An “account” in accounting functions as a dedicated record for tracking changes to specific financial elements within a business. It provides a systematic way to categorize and summarize financial transactions related to a particular asset, liability, equity, revenue, or expense item. Identifying which accounts are affected by a business transaction is the initial step in analyzing its financial impact. This involves determining the nature of the financial event and selecting the appropriate accounts where the changes will be recorded.
Accounts are broadly categorized into five main types, each representing a distinct component of a business’s financial position or performance. Asset accounts include items like Cash (money on hand), Accounts Receivable (money owed by customers), Inventory (goods held for sale), and fixed assets such as Equipment, Buildings, and Land (long-term resources). Liability accounts capture obligations, such as Accounts Payable (amounts owed to suppliers), Notes Payable (formal loan agreements), Salaries Payable, and Unearned Revenue (cash received for services not yet performed).
Equity accounts reflect the owners’ stake, including Owner’s Capital or Common Stock (direct investments), Retained Earnings (accumulated profits), and Owner’s Drawings or Dividends (distributions to owners). Revenue accounts represent the income generated from primary business activities, such as Sales Revenue or Service Revenue, and can also include Interest Revenue. Expense accounts record the costs incurred in generating revenue, with examples like Rent Expense, Utilities Expense, Salary Expense, and Advertising Expense. Correctly classifying these accounts is fundamental to understanding how transactions affect a company’s financial statements.
Debits and credits are the foundational language of accounting, serving as the mechanics by which all financial transactions are recorded in a double-entry system. A debit refers to an entry on the left side of an account, while a credit refers to an entry on the right side. This dual-sided approach ensures that for every transaction, total debits must always equal total credits, maintaining the balance of the accounting equation. The effect of a debit or credit on an account depends on the account’s type.
For asset accounts, a debit increases their balance, while a credit decreases them. Similarly, expense accounts also increase with a debit and decrease with a credit. Conversely, liability accounts increase with a credit and decrease with a debit. Equity accounts follow the same rule as liabilities, increasing with a credit and decreasing with a debit. Revenue accounts also increase with a credit and decrease with a debit.
Consider a business purchasing $500 worth of office supplies on credit. First, identify the accounts involved: Supplies (an asset) and Accounts Payable (a liability). Next, determine the impact: Supplies are increasing, and Accounts Payable are increasing because the business now owes more. Applying the rules, an increase in an asset (Supplies) requires a debit, and an increase in a liability (Accounts Payable) requires a credit.
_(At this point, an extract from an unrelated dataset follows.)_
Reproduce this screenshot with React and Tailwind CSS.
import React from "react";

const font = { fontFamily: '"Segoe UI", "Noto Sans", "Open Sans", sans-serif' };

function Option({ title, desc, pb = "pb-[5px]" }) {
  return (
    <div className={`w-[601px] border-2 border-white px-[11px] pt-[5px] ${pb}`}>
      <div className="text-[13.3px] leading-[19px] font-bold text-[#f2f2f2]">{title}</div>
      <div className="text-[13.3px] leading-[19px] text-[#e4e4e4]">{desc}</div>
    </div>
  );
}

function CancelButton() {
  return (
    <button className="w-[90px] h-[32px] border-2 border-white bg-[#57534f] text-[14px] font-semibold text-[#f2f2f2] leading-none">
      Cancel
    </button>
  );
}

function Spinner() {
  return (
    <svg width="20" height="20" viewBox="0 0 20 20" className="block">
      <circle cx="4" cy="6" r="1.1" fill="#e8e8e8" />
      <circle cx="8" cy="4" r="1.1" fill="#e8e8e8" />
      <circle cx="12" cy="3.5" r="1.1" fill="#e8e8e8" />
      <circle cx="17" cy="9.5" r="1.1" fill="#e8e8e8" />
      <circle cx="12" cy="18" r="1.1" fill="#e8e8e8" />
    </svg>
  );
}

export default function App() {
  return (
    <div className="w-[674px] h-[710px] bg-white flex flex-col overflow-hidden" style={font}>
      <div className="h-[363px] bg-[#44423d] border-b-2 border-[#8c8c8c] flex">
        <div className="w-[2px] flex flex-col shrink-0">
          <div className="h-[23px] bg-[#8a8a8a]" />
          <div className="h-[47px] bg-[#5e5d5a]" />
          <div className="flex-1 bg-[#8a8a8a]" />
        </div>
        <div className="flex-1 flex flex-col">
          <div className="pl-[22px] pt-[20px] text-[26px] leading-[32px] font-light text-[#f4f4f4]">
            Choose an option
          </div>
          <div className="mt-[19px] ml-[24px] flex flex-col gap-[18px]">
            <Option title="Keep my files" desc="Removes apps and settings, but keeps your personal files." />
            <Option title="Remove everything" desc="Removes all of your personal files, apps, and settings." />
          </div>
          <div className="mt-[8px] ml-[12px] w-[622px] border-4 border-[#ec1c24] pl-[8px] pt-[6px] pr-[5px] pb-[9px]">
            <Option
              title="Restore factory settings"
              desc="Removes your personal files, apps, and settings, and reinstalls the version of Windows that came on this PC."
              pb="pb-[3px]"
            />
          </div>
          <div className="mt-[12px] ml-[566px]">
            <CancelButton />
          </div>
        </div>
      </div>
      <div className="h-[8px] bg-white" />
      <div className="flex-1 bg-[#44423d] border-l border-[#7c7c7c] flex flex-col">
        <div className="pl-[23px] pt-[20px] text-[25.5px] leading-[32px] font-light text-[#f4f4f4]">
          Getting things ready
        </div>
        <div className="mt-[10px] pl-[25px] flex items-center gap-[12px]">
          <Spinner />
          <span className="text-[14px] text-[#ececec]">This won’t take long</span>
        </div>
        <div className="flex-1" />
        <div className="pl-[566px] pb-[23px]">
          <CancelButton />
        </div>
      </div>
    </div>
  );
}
The transaction would be recorded as a debit to Supplies for $500 and a credit to Accounts Payable for $500.
As another example, if a company provides $1,000 in services for cash, the Cash account (an asset) increases, and Service Revenue (a revenue account) increases. An increase in Cash (asset) is a debit, and an increase in Service Revenue (revenue) is a credit. This systematic application of debits and credits for every transaction ensures accurate financial record-keeping and the continuous balance of the accounting equation.
Once a financial transaction has been thoroughly analyzed using the principles of debits and credits, the next step involves its formal recording. This occurs in a journal, which serves as the chronological record of all business transactions. A journal entry documents the date of the transaction, the specific accounts affected, and the corresponding debit and credit amounts. Each entry in the journal must show that the total debits equal the total credits for that transaction, reinforcing the double-entry system’s balancing mechanism.
After initial recording in the journal, these entries are then transferred, or “posted,” to the respective individual ledger accounts. The general ledger organizes all transactions by account, providing a complete history and current balance for each asset, liability, equity, revenue, and expense account. This process allows for the aggregation of financial data and the preparation of a trial balance, which verifies that the total debits across all accounts equal the total credits.
Transaction analysis is the crucial first step in the broader accounting cycle, which is a systematic process businesses follow to record, process, and report financial information. The accurate analysis and initial recording of transactions directly feed into subsequent stages of this cycle, leading to the preparation of essential financial statements. These statements, including the Income Statement, Balance Sheet, and Statement of Cash Flows, provide vital insights into a company’s profitability, financial position, and liquidity. The integrity of these final financial reports heavily relies on the precision of the initial transaction analysis.